Hello everyone!
I’m needing some tips and directions to deal with a situation.
I have a self managed kafka connect cluster where I use a custom Single Message Transform (SMT) to add a “doc” string into my avro schema.
It was working very well, but I’m getting trouble with the SMT after I try to upgrade the cp-kafka-connect-base version. I’m trying to update from 5.5.0 to 7.0.1 (I had the same problem using the 6.0.1).
Before
FROM confluentinc/cp-kafka-connect-base:5.5.0
After
FROM confluentinc/cp-kafka-connect-base:7.0.1
How my avro schema was using my custom SMT
{
"type": "record",
"name": "Envelope",
"namespace": "topic.order",
"fields": [
{
"name": "order_id",
"type": [
"null",
{
"type": "long",
"connect.doc": "Primary key with AI",
"connect.version": 1,
"connect.name": "order_id"
}
],
"default": null,
"doc": "Primary key with AI"
},
{
"name": "insert_at",
"type": [
"null",
{
"type": "string",
"connect.doc": "Order date in timestamp format",
"connect.version": 1,
"connect.name": "insert_at"
}
],
"default": null,
"doc": "Order date in timestamp format"
}
How is it after the update in the kafka-connect-base
{
"type": "record",
"name": "Envelope",
"namespace": "topic.order",
"fields": [
{
"name": "order_id",
"type": [
"null",
{
"type": "long",
"connect.doc": "Primary key with AI",
"connect.version": 1,
"connect.name": "order_id"
}
],
"default": null
},
{
"name": "insert_at",
"type": [
"null",
{
"type": "string",
"connect.doc": "Date in timestamp format",
"connect.version": 1,
"connect.name": "insert_at"
}
],
"default": null
}
The big deal for me is on the “doc” attribute.

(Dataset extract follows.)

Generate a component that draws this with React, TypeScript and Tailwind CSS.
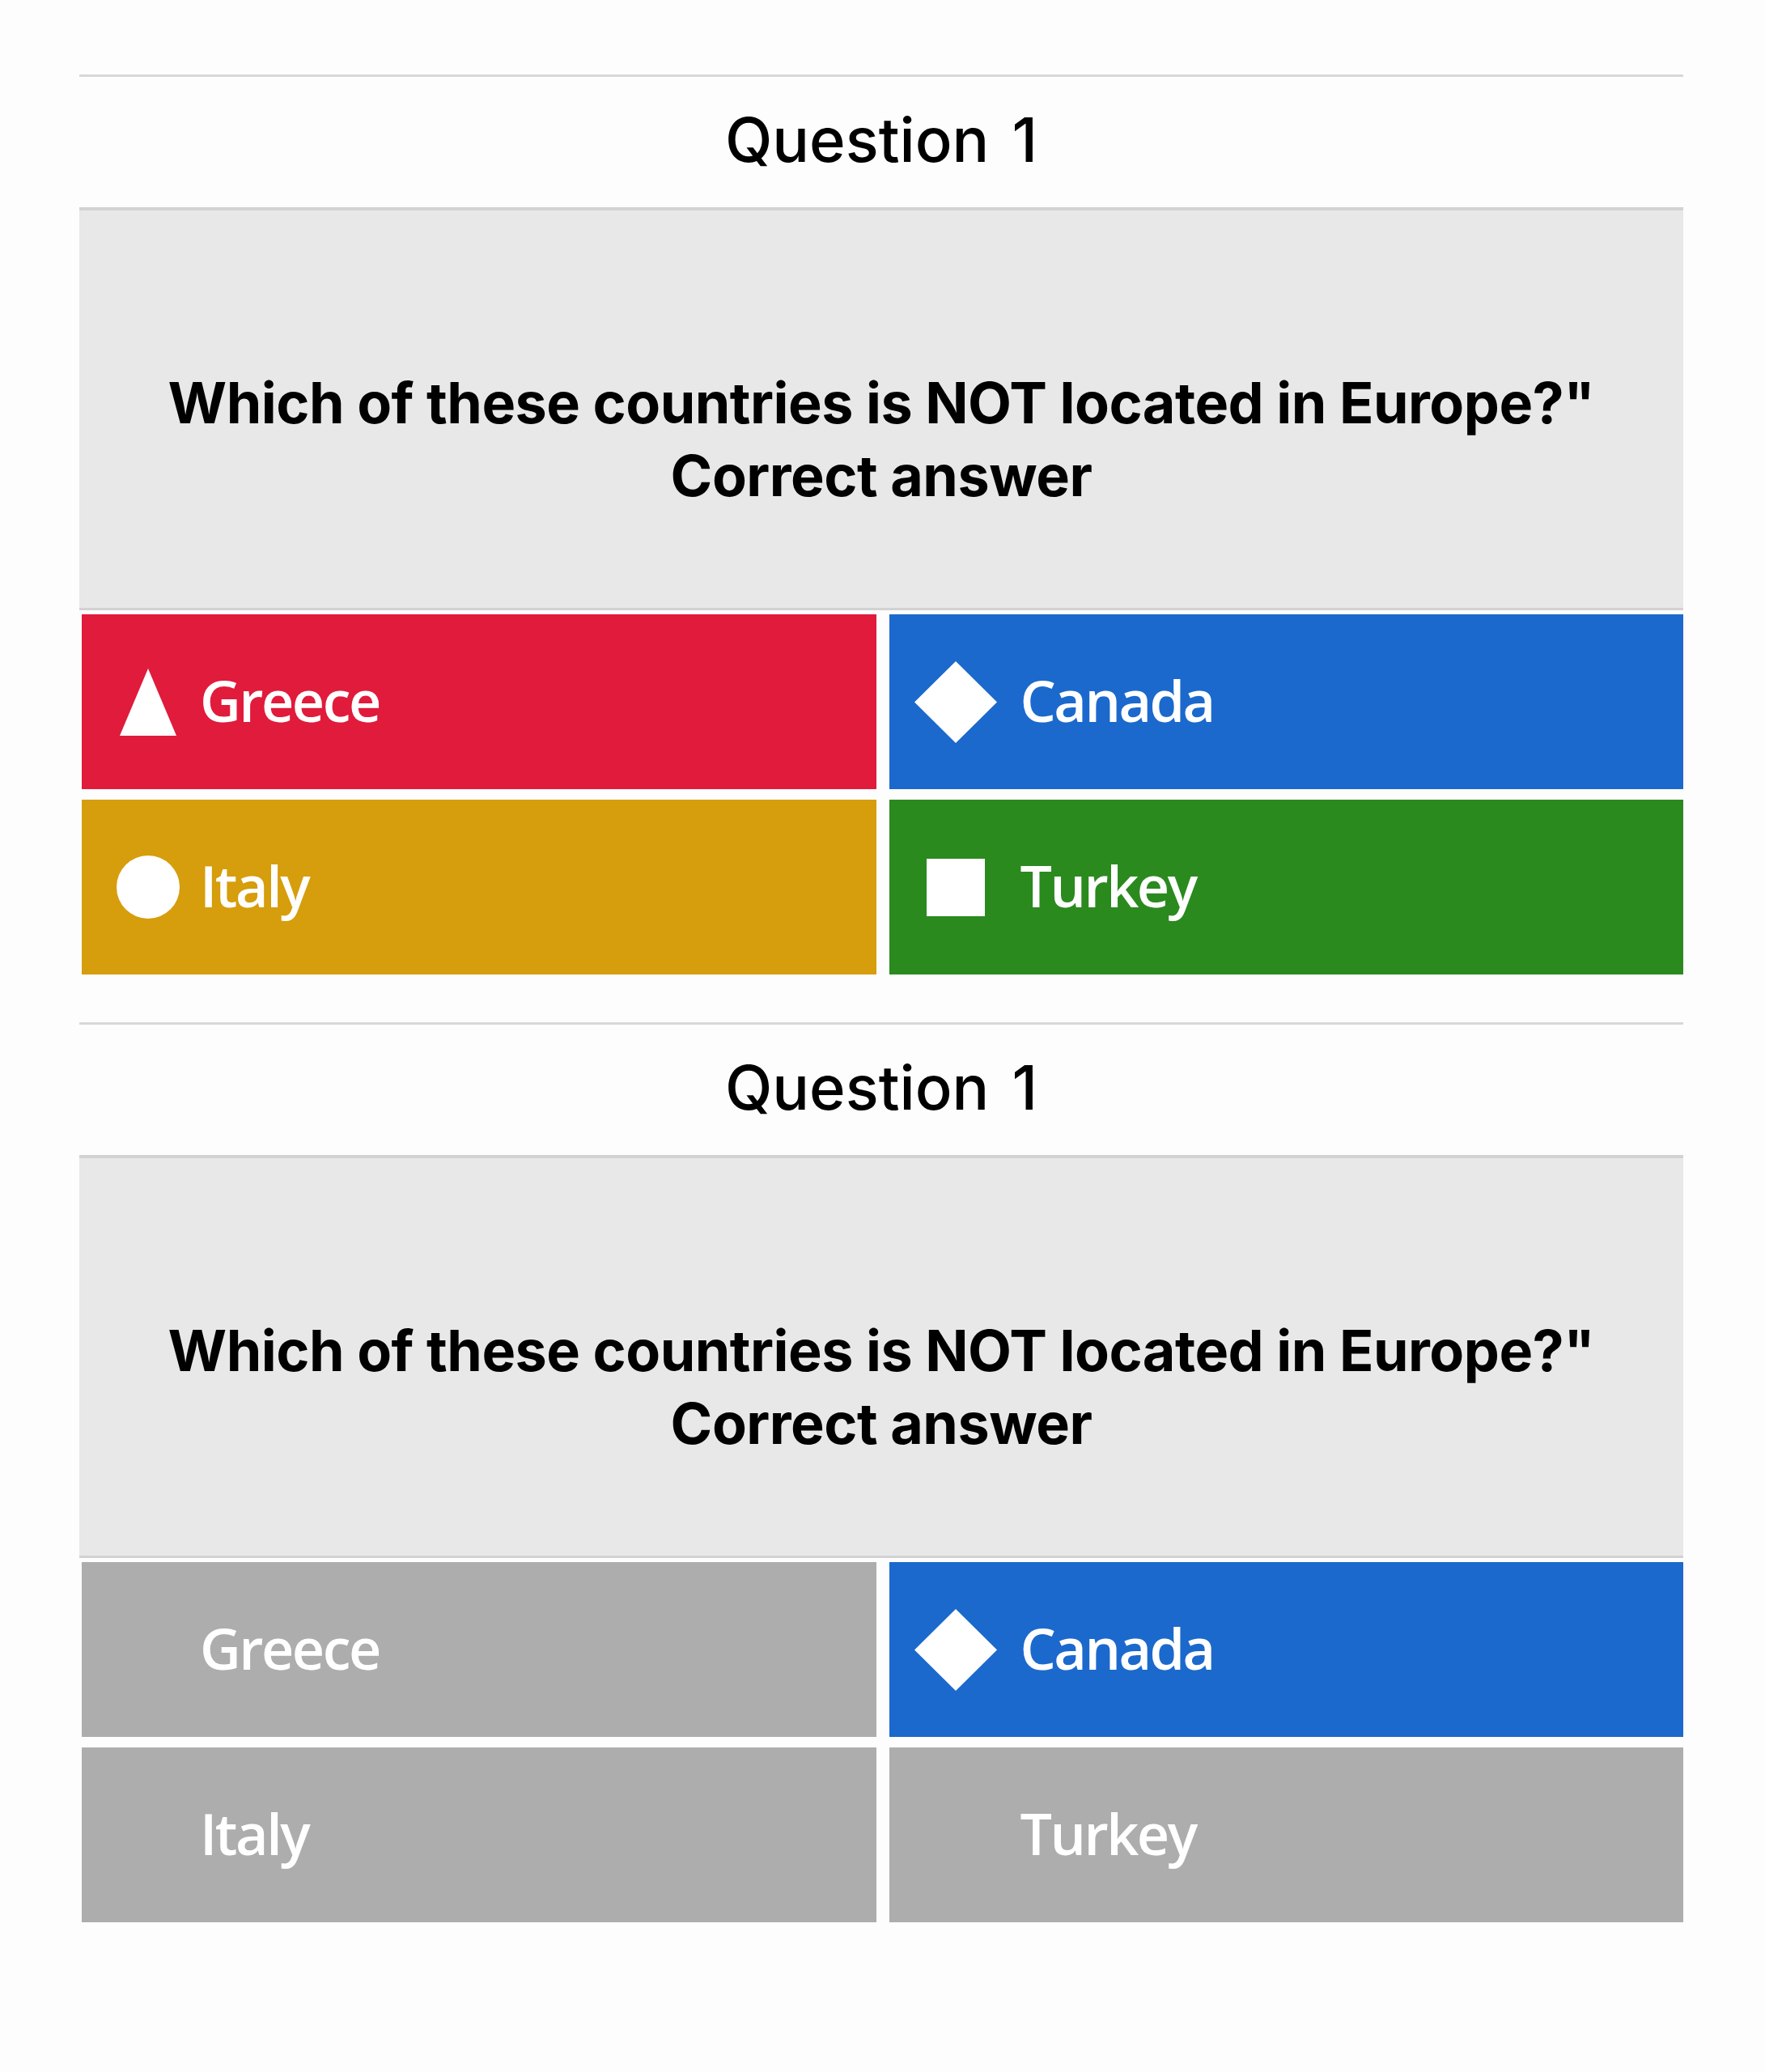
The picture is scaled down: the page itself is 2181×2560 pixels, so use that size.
import React from "react";

type Shape = "triangle" | "diamond" | "circle" | "square";

type Answer = {
    label: string;
    shape: Shape;
    color: string;
};

const ANSWERS: Answer[] = [
    { label: "Greece", shape: "triangle", color: "bg-[#e11b3b]" },
    { label: "Canada", shape: "diamond", color: "bg-[#1b69cd]" },
    { label: "Italy", shape: "circle", color: "bg-[#d69d0c]" },
    { label: "Turkey", shape: "square", color: "bg-[#2a8a1e]" },
];

const QUESTION = 'Which of these countries is NOT located in Europe?"';
const CORRECT = "Canada";

function ShapeIcon({ shape }: { shape: Shape }) {
    if (shape === "triangle") {
        return (
            <svg width="70" height="83" viewBox="0 0 70 83">
                <polygon points="35,0 70,83 0,83" fill="#ffffff" />
            </svg>
        );
    }
    if (shape === "diamond") {
        return (
            <svg width="102" height="101" viewBox="0 0 102 101">
                <polygon points="51,0 102,50.5 51,101 0,50.5" fill="#ffffff" />
            </svg>
        );
    }
    if (shape === "circle") {
        return <div className="w-[78px] h-[78px] rounded-full bg-white" />;
    }
    return <div className="w-[72px] h-[71px] bg-white" />;
}

function QuestionBlock({ reveal }: { reveal: boolean }) {
    return (
        <section className="border-t-[3px] border-[#d8d8d8]">
            <div className="h-[161px] flex items-center justify-center pb-[8px]">
                <h2
                    className="text-[76px] font-medium text-black leading-none [word-spacing:8px]"
                    style={{ fontFamily: "Inter, 'Noto Sans', sans-serif" }}
                >
                    Question 1
                </h2>
            </div>

            <div className="h-[498px] bg-[#e8e8e8] border-t-4 border-b-[3px] border-[#d2d2d2] flex items-center justify-center px-10 pt-[74px]">
                <p
                    className="text-center text-[70px] font-bold text-black leading-[90px] tracking-[-0.5px]"
                    style={{ fontFamily: "Inter, 'Noto Sans', sans-serif" }}
                >
                    {QUESTION}
                    <br />
                    Correct answer
                </p>
            </div>

            <div className="grid grid-cols-2 gap-x-[16px] gap-y-[13px] pl-[3px] mt-[5px]">
                {ANSWERS.map((a, i) => {
                    // after reveal only the correct answer keeps its colour and shape
                    const active = !reveal || a.label === CORRECT;
                    return (
                        <div
                            key={a.label}
                            className={`h-[216px] flex items-center pl-[30px] ${active ? a.color : "bg-[#adadad]"}`}
                        >
                            <div className="w-[104px] flex items-center justify-center">
                                {active && <ShapeIcon shape={a.shape} />}
                            </div>
                            <span
                                className={`text-[70px] font-semibold text-white leading-none tracking-[-2.5px] pb-[4px] ${i % 2 === 0 ? "ml-[12px]" : "ml-[28px]"}`}
                                style={{ fontFamily: "'Open Sans', 'Noto Sans', sans-serif" }}
                            >
                                {a.label}
                            </span>
                        </div>
                    );
                })}
            </div>
        </section>
    );
}

export default function App() {
    return (
        <div className="min-h-[2560px] w-full bg-[#fdfdfd] pt-[92px]">
            <div className="ml-[98px] w-[1982px] flex flex-col gap-[59px]">
                <QuestionBlock reveal={false} />
                <QuestionBlock reveal={true} />
            </div>
        </div>
    );
}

I need the doc string stay in the same level as “name” and “type”, and not inside the type array. After the update, the SchemaBuilder behaviour has change.
Here some of my SMT code.
BaseTransformation
public R apply(R record) {
initData(record.topic());
Schema schema = this.retrieveSchema(record.topic());
Struct toStruct = this.newStruct(record, schema);
return record.newRecord(
record.topic(),
record.kafkaPartition(),
record.keySchema(),
null,
schema,
toStruct,
record.timestamp());
}
Utils
public static void addField(SchemaBuilder builder, String name, Schema.Type type, String doc) {
builder.field(name, new SchemaBuilder(type).name(name).version(1).optional().doc(doc).build());
}
SchemaSet
private static final String SCHEMA_NAME = "kafka.mytest";
private static final int SCHEMA_VERSION = 1;
private static final String SCHEMA_DOC = "MyTest";
@Override
public Schema buildSchema() {
SchemaBuilder builder = SchemaBuilder.struct();
builder.name(SCHEMA_NAME);
builder.version(SCHEMA_VERSION);
builder.doc(SCHEMA_DOC);
addField(builder, "order_id", Schema.Type.INT64,"Primary Key with AI");
addField(builder, "insert_at", Schema.Type.STRING,"Date in timestamp format");
return builder.build();
}
My mysql connector config
{
"name": "local-test-0001",
"config": {
"connector.class": "io.debezium.connector.mysql.MySqlConnector",
"tasks.max": "1",
"database.hostname": "dbhost",
"database.port": "3306",
"database.user": "user",
"database.password": "pass",
"database.server.name": "mytest",
"database.include.list": "test",
"table.include.list": "test.orders",
"database.history.kafka.bootstrap.servers": "broker.intranet:9092",
"database.history.kafka.topic": "test.schema-history",
"snapshot.mode": "when_needed",
"key.converter": "org.apache.kafka.connect.storage.StringConverter",
"key.converter.schemas.enable": false,
"value.converter": "io.confluent.connect.avro.AvroConverter",
"value.converter.schema.registry.url": "http://myschemaregistry.intranet:8081",
"transforms": "unwrap,customConverter",
"transforms.unwrap.type": "io.debezium.transforms.ExtractNewRecordState",
"transforms.unwrap.drop.tombstones": true,
"transforms.unwrap.delete.handling.mode": "rewrite",
"transforms.customConverter.type": "kafka.custom.transform.BaseTransformation$Value"
}
}
Notice that I use value.converter: “io.confluent.connect.avro.AvroConverter”.
I am afraid this is current behaviour of AvroConverter. It took the doc and added it as a parameter to the schema.
I would like to know if there is some config switch that would copy the schema parameter to the documentation field itself.